# Material provided
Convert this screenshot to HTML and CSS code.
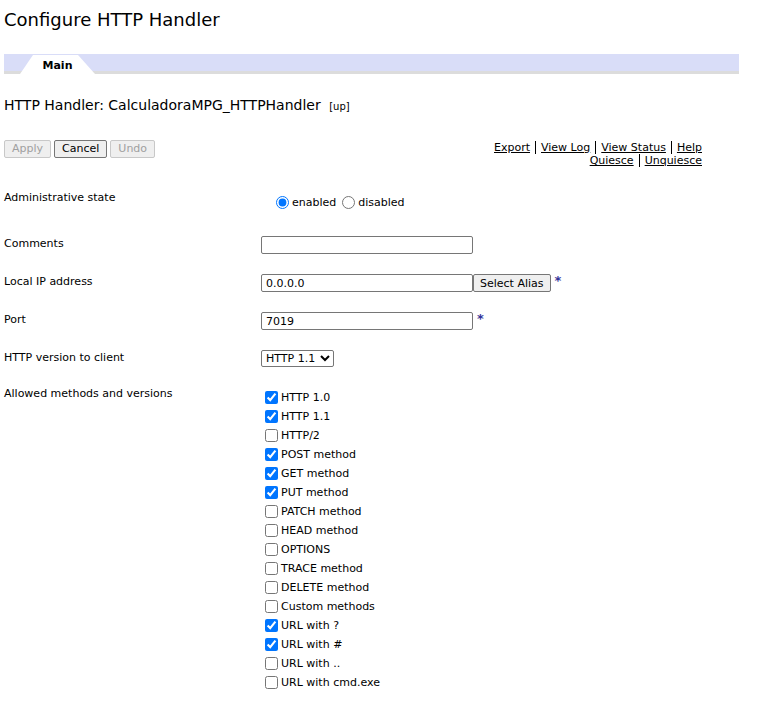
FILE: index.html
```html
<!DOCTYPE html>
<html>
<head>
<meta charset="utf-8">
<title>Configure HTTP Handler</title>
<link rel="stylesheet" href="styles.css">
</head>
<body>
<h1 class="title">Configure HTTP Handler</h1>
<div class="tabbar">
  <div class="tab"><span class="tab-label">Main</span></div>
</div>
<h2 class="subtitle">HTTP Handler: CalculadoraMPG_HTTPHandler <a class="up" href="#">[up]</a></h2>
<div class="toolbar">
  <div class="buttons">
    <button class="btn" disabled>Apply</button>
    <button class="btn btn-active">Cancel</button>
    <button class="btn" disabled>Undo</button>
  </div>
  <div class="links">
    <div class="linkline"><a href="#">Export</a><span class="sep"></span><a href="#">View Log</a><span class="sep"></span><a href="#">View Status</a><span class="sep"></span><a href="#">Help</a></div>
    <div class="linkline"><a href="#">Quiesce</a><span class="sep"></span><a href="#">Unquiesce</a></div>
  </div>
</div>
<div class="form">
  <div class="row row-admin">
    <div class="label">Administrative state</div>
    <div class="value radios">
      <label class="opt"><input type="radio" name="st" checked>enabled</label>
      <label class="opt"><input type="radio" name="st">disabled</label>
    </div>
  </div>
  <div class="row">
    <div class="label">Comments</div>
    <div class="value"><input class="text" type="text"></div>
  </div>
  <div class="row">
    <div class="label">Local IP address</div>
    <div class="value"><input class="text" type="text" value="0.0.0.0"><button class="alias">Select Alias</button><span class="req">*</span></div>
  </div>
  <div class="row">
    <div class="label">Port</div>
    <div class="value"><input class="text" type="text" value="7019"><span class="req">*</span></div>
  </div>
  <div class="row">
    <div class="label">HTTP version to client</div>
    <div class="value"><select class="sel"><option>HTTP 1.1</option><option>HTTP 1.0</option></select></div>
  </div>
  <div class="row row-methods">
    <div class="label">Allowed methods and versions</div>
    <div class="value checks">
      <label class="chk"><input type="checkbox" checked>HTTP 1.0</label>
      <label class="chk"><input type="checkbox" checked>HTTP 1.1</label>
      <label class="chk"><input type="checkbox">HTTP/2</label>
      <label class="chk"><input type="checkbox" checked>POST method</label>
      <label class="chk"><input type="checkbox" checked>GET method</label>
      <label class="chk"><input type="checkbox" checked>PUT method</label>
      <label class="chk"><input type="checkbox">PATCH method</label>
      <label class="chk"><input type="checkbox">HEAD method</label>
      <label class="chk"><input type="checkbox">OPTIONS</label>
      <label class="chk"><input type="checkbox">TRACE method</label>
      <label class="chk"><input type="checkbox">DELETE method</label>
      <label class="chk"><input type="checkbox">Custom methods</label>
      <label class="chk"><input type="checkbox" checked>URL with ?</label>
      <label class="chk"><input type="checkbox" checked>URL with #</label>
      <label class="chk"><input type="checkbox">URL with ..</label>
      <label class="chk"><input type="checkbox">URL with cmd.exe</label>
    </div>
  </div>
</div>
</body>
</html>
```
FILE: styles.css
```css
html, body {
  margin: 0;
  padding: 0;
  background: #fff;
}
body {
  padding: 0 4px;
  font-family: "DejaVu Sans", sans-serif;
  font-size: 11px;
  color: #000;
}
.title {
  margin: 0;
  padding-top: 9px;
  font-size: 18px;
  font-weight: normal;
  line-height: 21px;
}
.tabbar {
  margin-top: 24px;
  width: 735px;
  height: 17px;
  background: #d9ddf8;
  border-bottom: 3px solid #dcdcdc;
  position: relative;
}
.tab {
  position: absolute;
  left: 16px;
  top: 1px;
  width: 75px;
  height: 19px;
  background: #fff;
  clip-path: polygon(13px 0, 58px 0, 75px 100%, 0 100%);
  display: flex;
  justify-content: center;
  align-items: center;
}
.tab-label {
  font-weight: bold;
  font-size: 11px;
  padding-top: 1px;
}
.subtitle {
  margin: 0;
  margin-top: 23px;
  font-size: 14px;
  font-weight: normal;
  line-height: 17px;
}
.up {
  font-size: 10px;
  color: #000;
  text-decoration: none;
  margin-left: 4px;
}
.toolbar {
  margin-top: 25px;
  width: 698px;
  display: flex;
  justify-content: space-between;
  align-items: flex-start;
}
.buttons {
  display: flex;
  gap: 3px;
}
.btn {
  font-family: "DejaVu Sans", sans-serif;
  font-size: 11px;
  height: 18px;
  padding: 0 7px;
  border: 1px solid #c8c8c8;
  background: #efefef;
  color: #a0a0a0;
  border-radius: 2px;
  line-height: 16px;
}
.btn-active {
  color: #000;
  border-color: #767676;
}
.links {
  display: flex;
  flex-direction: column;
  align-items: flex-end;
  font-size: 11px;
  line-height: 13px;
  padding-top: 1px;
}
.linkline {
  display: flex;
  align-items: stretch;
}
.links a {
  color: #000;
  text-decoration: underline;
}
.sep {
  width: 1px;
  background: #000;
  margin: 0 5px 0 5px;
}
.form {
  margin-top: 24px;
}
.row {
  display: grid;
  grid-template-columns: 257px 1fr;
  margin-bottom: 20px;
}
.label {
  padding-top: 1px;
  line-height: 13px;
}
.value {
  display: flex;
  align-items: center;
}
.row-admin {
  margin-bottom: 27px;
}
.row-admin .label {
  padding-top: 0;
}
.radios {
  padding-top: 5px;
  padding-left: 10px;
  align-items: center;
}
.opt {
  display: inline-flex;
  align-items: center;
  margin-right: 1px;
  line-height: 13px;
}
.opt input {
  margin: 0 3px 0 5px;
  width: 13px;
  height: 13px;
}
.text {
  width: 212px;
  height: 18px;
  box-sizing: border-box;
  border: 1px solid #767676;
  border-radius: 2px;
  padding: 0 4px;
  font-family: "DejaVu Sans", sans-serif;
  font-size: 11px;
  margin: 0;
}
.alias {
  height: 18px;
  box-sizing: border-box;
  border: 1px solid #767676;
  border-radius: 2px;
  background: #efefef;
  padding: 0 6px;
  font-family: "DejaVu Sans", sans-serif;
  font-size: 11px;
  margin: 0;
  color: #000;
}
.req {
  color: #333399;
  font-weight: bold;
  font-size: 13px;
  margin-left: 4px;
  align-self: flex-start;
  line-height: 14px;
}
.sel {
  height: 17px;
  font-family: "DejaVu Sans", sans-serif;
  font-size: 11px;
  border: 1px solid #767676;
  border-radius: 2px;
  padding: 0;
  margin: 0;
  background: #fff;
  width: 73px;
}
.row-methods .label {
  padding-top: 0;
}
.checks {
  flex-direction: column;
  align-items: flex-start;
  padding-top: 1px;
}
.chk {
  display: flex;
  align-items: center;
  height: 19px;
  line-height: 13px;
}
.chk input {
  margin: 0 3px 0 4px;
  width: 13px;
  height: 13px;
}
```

# Work required
Quote everything in the listing above exactly; pictures are the only thing to omit.

# Exercise solution
Convert this screenshot to HTML and CSS code.
FILE: index.html
```html
<!DOCTYPE html>
<html>
<head>
<meta charset="utf-8">
<title>Configure HTTP Handler</title>
<link rel="stylesheet" href="styles.css">
</head>
<body>
<h1 class="title">Configure HTTP Handler</h1>
<div class="tabbar">
  <div class="tab"><span class="tab-label">Main</span></div>
</div>
<h2 class="subtitle">HTTP Handler: CalculadoraMPG_HTTPHandler <a class="up" href="#">[up]</a></h2>
<div class="toolbar">
  <div class="buttons">
    <button class="btn" disabled>Apply</button>
    <button class="btn btn-active">Cancel</button>
    <button class="btn" disabled>Undo</button>
  </div>
  <div class="links">
    <div class="linkline"><a href="#">Export</a><span class="sep"></span><a href="#">View Log</a><span class="sep"></span><a href="#">View Status</a><span class="sep"></span><a href="#">Help</a></div>
    <div class="linkline"><a href="#">Quiesce</a><span class="sep"></span><a href="#">Unquiesce</a></div>
  </div>
</div>
<div class="form">
  <div class="row row-admin">
    <div class="label">Administrative state</div>
    <div class="value radios">
      <label class="opt"><input type="radio" name="st" checked>enabled</label>
      <label class="opt"><input type="radio" name="st">disabled</label>
    </div>
  </div>
  <div class="row">
    <div class="label">Comments</div>
    <div class="value"><input class="text" type="text"></div>
  </div>
  <div class="row">
    <div class="label">Local IP address</div>
    <div class="value"><input class="text" type="text" value="0.0.0.0"><button class="alias">Select Alias</button><span class="req">*</span></div>
  </div>
  <div class="row">
    <div class="label">Port</div>
    <div class="value"><input class="text" type="text" value="7019"><span class="req">*</span></div>
  </div>
  <div class="row">
    <div class="label">HTTP version to client</div>
    <div class="value"><select class="sel"><option>HTTP 1.1</option><option>HTTP 1.0</option></select></div>
  </div>
  <div class="row row-methods">
    <div class="label">Allowed methods and versions</div>
    <div class="value checks">
      <label class="chk"><input type="checkbox" checked>HTTP 1.0</label>
      <label class="chk"><input type="checkbox" checked>HTTP 1.1</label>
      <label class="chk"><input type="checkbox">HTTP/2</label>
      <label class="chk"><input type="checkbox" checked>POST method</label>
      <label class="chk"><input type="checkbox" checked>GET method</label>
      <label class="chk"><input type="checkbox" checked>PUT method</label>
      <label class="chk"><input type="checkbox">PATCH method</label>
      <label class="chk"><input type="checkbox">HEAD method</label>
      <label class="chk"><input type="checkbox">OPTIONS</label>
      <label class="chk"><input type="checkbox">TRACE method</label>
      <label class="chk"><input type="checkbox">DELETE method</label>
      <label class="chk"><input type="checkbox">Custom methods</label>
      <label class="chk"><input type="checkbox" checked>URL with ?</label>
      <label class="chk"><input type="checkbox" checked>URL with #</label>
      <label class="chk"><input type="checkbox">URL with ..</label>
      <label class="chk"><input type="checkbox">URL with cmd.exe</label>
    </div>
  </div>
</div>
</body>
</html>
```
FILE: styles.css
```css
html, body {
  margin: 0;
  padding: 0;
  background: #fff;
}
body {
  padding: 0 4px;
  font-family: "DejaVu Sans", sans-serif;
  font-size: 11px;
  color: #000;
}
.title {
  margin: 0;
  padding-top: 9px;
  font-size: 18px;
  font-weight: normal;
  line-height: 21px;
}
.tabbar {
  margin-top: 24px;
  width: 735px;
  height: 17px;
  background: #d9ddf8;
  border-bottom: 3px solid #dcdcdc;
  position: relative;
}
.tab {
  position: absolute;
  left: 16px;
  top: 1px;
  width: 75px;
  height: 19px;
  background: #fff;
  clip-path: polygon(13px 0, 58px 0, 75px 100%, 0 100%);
  display: flex;
  justify-content: center;
  align-items: center;
}
.tab-label {
  font-weight: bold;
  font-size: 11px;
  padding-top: 1px;
}
.subtitle {
  margin: 0;
  margin-top: 23px;
  font-size: 14px;
  font-weight: normal;
  line-height: 17px;
}
.up {
  font-size: 10px;
  color: #000;
  text-decoration: none;
  margin-left: 4px;
}
.toolbar {
  margin-top: 25px;
  width: 698px;
  display: flex;
  justify-content: space-between;
  align-items: flex-start;
}
.buttons {
  display: flex;
  gap: 3px;
}
.btn {
  font-family: "DejaVu Sans", sans-serif;
  font-size: 11px;
  height: 18px;
  padding: 0 7px;
  border: 1px solid #c8c8c8;
  background: #efefef;
  color: #a0a0a0;
  border-radius: 2px;
  line-height: 16px;
}
.btn-active {
  color: #000;
  border-color: #767676;
}
.links {
  display: flex;
  flex-direction: column;
  align-items: flex-end;
  font-size: 11px;
  line-height: 13px;
  padding-top: 1px;
}
.linkline {
  display: flex;
  align-items: stretch;
}
.links a {
  color: #000;
  text-decoration: underline;
}
.sep {
  width: 1px;
  background: #000;
  margin: 0 5px 0 5px;
}
.form {
  margin-top: 24px;
}
.row {
  display: grid;
  grid-template-columns: 257px 1fr;
  margin-bottom: 20px;
}
.label {
  padding-top: 1px;
  line-height: 13px;
}
.value {
  display: flex;
  align-items: center;
}
.row-admin {
  margin-bottom: 27px;
}
.row-admin .label {
  padding-top: 0;
}
.radios {
  padding-top: 5px;
  padding-left: 10px;
  align-items: center;
}
.opt {
  display: inline-flex;
  align-items: center;
  margin-right: 1px;
  line-height: 13px;
}
.opt input {
  margin: 0 3px 0 5px;
  width: 13px;
  height: 13px;
}
.text {
  width: 212px;
  height: 18px;
  box-sizing: border-box;
  border: 1px solid #767676;
  border-radius: 2px;
  padding: 0 4px;
  font-family: "DejaVu Sans", sans-serif;
  font-size: 11px;
  margin: 0;
}
.alias {
  height: 18px;
  box-sizing: border-box;
  border: 1px solid #767676;
  border-radius: 2px;
  background: #efefef;
  padding: 0 6px;
  font-family: "DejaVu Sans", sans-serif;
  font-size: 11px;
  margin: 0;
  color: #000;
}
.req {
  color: #333399;
  font-weight: bold;
  font-size: 13px;
  margin-left: 4px;
  align-self: flex-start;
  line-height: 14px;
}
.sel {
  height: 17px;
  font-family: "DejaVu Sans", sans-serif;
  font-size: 11px;
  border: 1px solid #767676;
  border-radius: 2px;
  padding: 0;
  margin: 0;
  background: #fff;
  width: 73px;
}
.row-methods .label {
  padding-top: 0;
}
.checks {
  flex-direction: column;
  align-items: flex-start;
  padding-top: 1px;
}
.chk {
  display: flex;
  align-items: center;
  height: 19px;
  line-height: 13px;
}
.chk input {
  margin: 0 3px 0 4px;
  width: 13px;
  height: 13px;
}
```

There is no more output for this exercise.